Science flights began May 7 with a 6.5-hour flight to the Channel Islands Marine Sanctuary west of Los Angeles, a site thought ideal for exploring NOAAs operational objectives with a digital camera system and electro-optical/infrared sensors. The Altair carried a payload of instruments for measuring ocean color, atmospheric composition and temperature, and surface imaging during flights at altitudes of up to 45,000 feet. Objectives of the experiment included evaluation of an unmanned aircraft system for future scientific and operational requirements related to NOAA’s oceanic and atmospheric research, climate research, marine sanctuary mapping and enforcement, nautical charting, and fisheries assessment and enforcement.

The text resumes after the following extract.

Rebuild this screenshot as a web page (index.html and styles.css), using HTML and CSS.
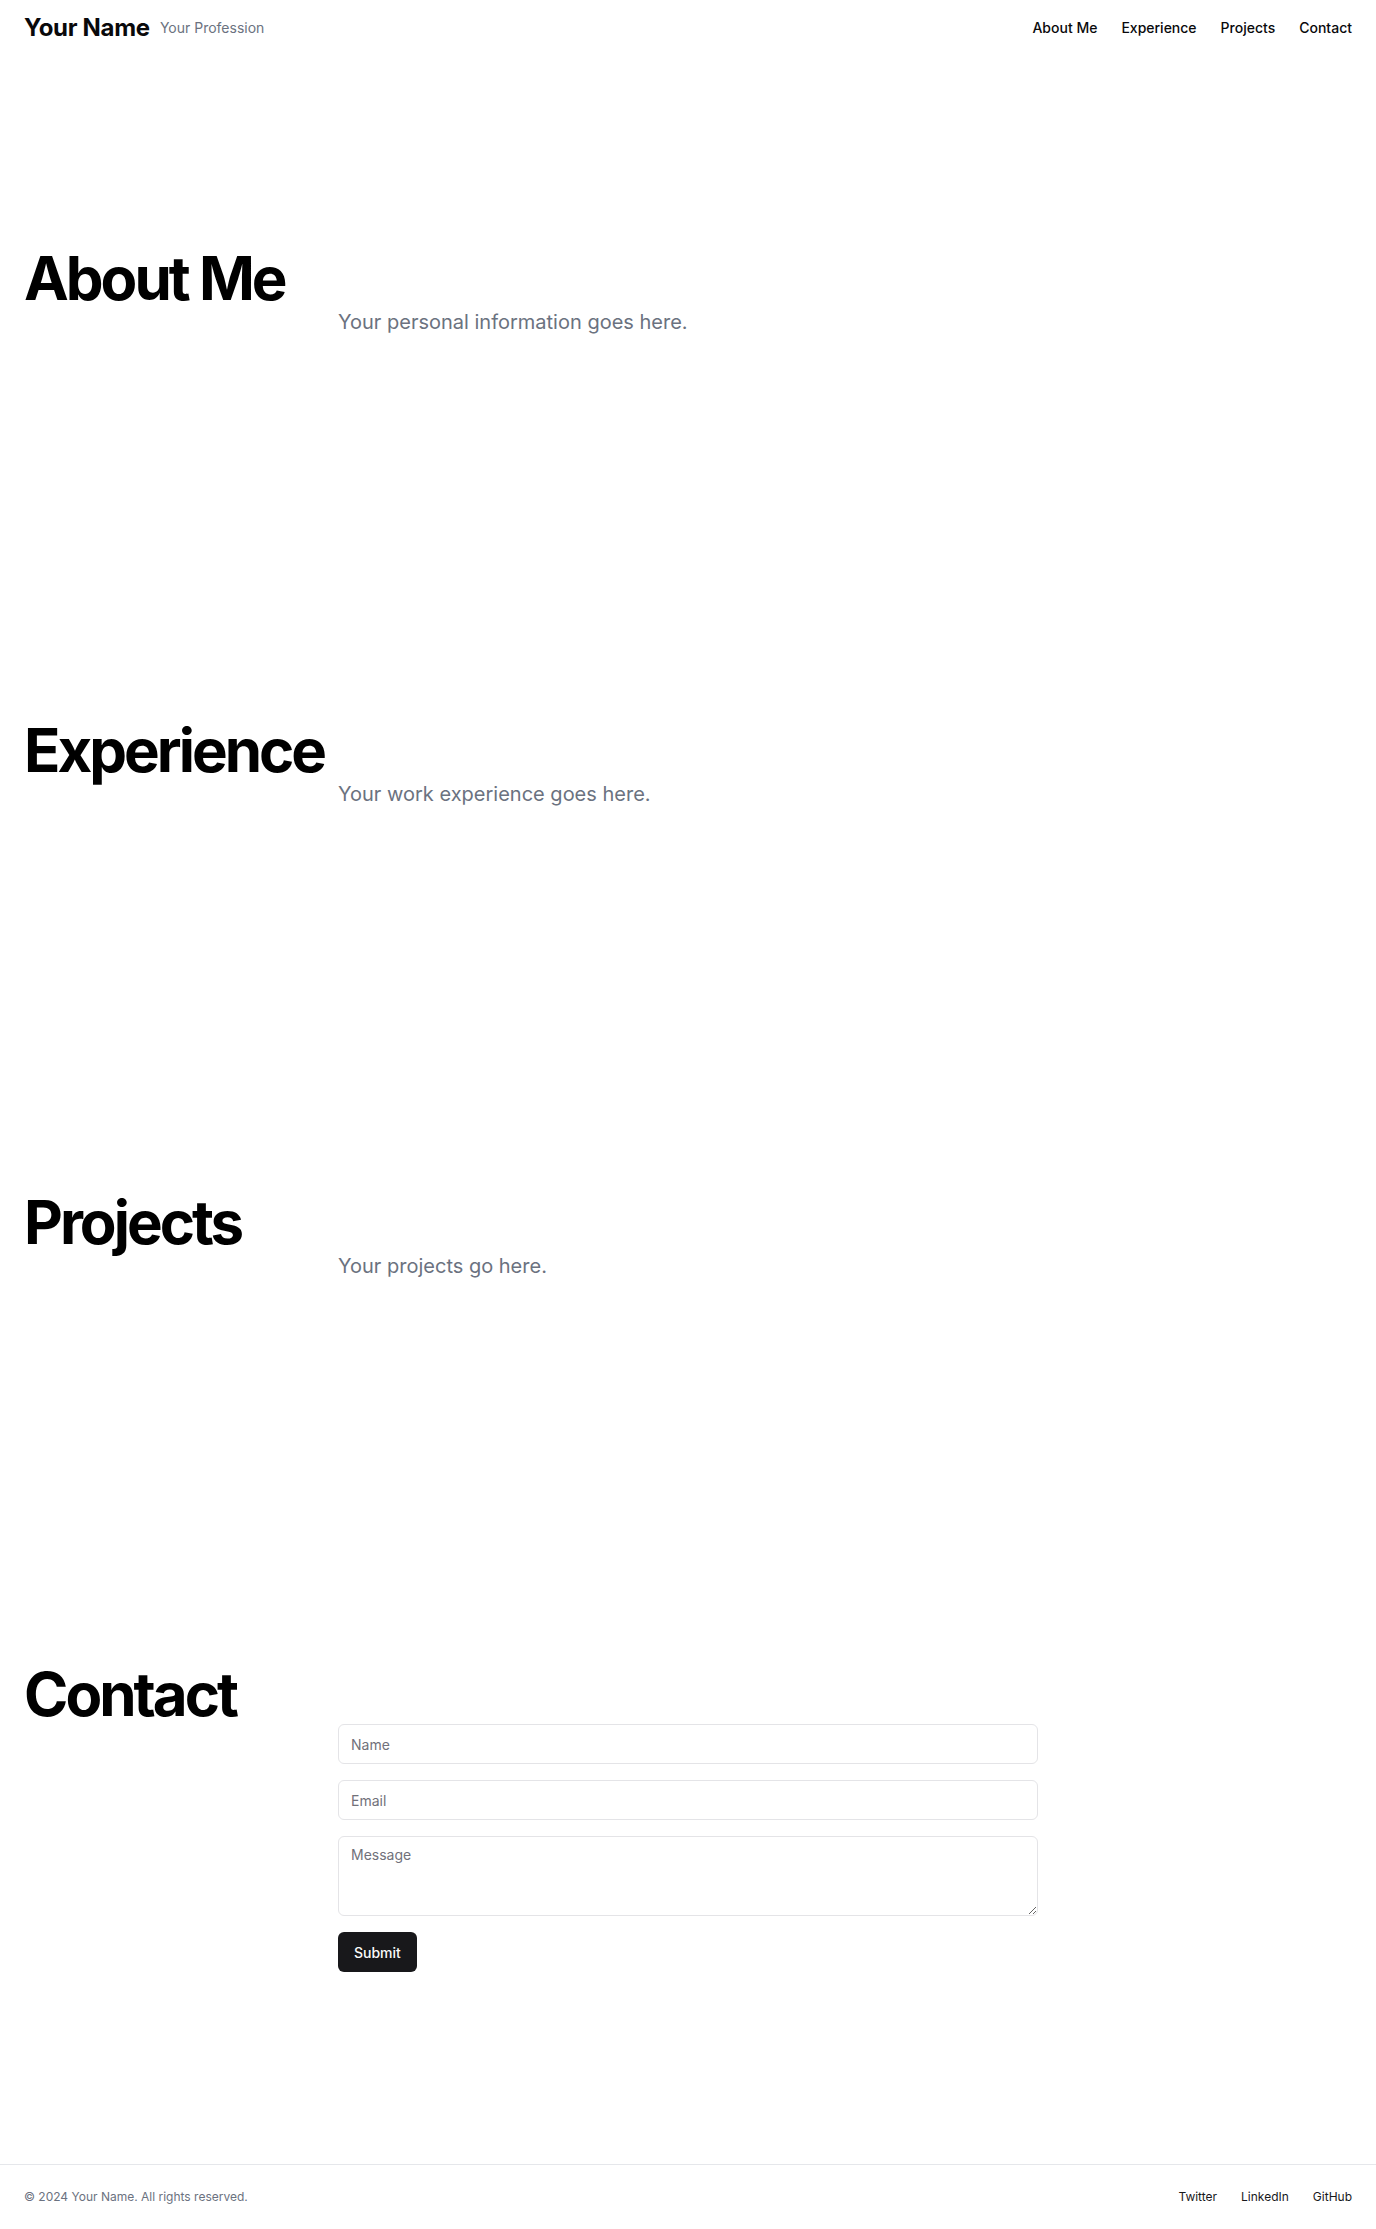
FILE: index.html
```html
<!DOCTYPE html>
<html lang="en">
<head>
<meta charset="utf-8">
<title>Your Name</title>
<link rel="stylesheet" href="styles.css">
</head>
<body>
<header class="site-header">
  <div class="brand">
    <span class="brand-name">Your Name</span>
    <span class="brand-role">Your Profession</span>
  </div>
  <nav class="nav">
    <a href="#about">About Me</a>
    <a href="#experience">Experience</a>
    <a href="#projects">Projects</a>
    <a href="#contact">Contact</a>
  </nav>
</header>
<main>
  <section class="section" id="about">
    <h2 class="section-title">About Me</h2>
    <div class="section-body"><p class="lead">Your personal information goes here.</p></div>
  </section>
  <section class="section" id="experience">
    <h2 class="section-title">Experience</h2>
    <div class="section-body"><p class="lead">Your work experience goes here.</p></div>
  </section>
  <section class="section" id="projects">
    <h2 class="section-title">Projects</h2>
    <div class="section-body"><p class="lead">Your projects go here.</p></div>
  </section>
  <section class="section" id="contact">
    <h2 class="section-title">Contact</h2>
    <div class="section-body">
      <form class="contact-form">
        <input class="field" type="text" placeholder="Name">
        <input class="field" type="email" placeholder="Email">
        <textarea class="field field-area" placeholder="Message"></textarea>
        <button class="submit" type="button">Submit</button>
      </form>
    </div>
  </section>
</main>
<footer class="site-footer">
  <p class="copyright">© 2024 Your Name. All rights reserved.</p>
  <nav class="footer-links">
    <a href="#">Twitter</a>
    <a href="#">LinkedIn</a>
    <a href="#">GitHub</a>
  </nav>
</footer>
</body>
</html>
```
FILE: styles.css
```css
* { box-sizing: border-box; }
html, body { margin: 0; padding: 0; background: #fff; }
body {
  font-family: Inter, "Noto Sans", "Liberation Sans", sans-serif;
  color: #09090b;
}
a { color: inherit; text-decoration: none; }

.site-header {
  height: 56px;
  padding: 0 24px;
  display: flex;
  align-items: center;
  justify-content: space-between;
}
.brand { display: flex; align-items: center; gap: 10px; }
.brand-name {
  font-size: 24px;
  line-height: 32px;
  font-weight: 700;
  letter-spacing: -0.012em;
  color: #09090b;
}
.brand-role { font-size: 14px; line-height: 20px; color: #6b7280; }
.nav { display: flex; gap: 24px; }
.nav a { font-size: 14px; line-height: 20px; font-weight: 500; color: #09090b; }

.section {
  padding: 192px 24px;
  display: grid;
  grid-template-columns: 314px 1fr;
}
.section-title {
  grid-column: 1 / -1;
  margin: 0;
  font-size: 60px;
  line-height: 60px;
  font-weight: 700;
  letter-spacing: -0.05em;
  color: #000;
}
.section-body { grid-column: 2; }
.lead { margin: 0; font-size: 20px; line-height: 28px; color: #6b7280; }

.contact-form {
  max-width: 700px;
  display: flex;
  flex-direction: column;
  gap: 16px;
}
.field {
  display: block;
  width: 100%;
  height: 40px;
  padding: 8px 12px;
  border: 1px solid #e4e4e7;
  border-radius: 6px;
  font-family: inherit;
  font-size: 14px;
  line-height: 20px;
  color: #09090b;
  background: #fff;
  outline: none;
}
.field::placeholder { color: #71717a; }
.field-area { height: 80px; min-height: 80px; }
.submit {
  align-self: flex-start;
  height: 40px;
  padding: 0 16px;
  border: 0;
  border-radius: 6px;
  background: #18181b;
  color: #fafafa;
  font-family: inherit;
  font-size: 14px;
  font-weight: 500;
}

.site-footer {
  border-top: 1px solid #e5e7eb;
  padding: 24px;
  display: flex;
  align-items: center;
  justify-content: space-between;
}
.copyright { margin: 0; font-size: 12px; line-height: 16px; color: #6b7280; }
.footer-links { display: flex; gap: 24px; }
.footer-links a { font-size: 12px; line-height: 16px; color: #18181b; }
```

In 2006, personnel from NASA, NOAA, General Atomics, and the U. S. Forest Service teamed for the Altair Western States Fire Mission (WSFM). This experiment demonstrated the combined use of an Ames-designed thermal multispectral scanner integrated on a large-payload capacity UAV, a data link telemetry system, near-real-time image geo-rectification, and rapid Internet data dissemination to fire center and disaster managers. The sensor system was capable of automatically identifying burned areas as well as active fires, eliminating the need to train sensor operators to analyze imagery. The success of this project set the stage for NASA’s acquisition of another General Atomics UAV called the Ikhana and for future operational UAS missions in the national airspace.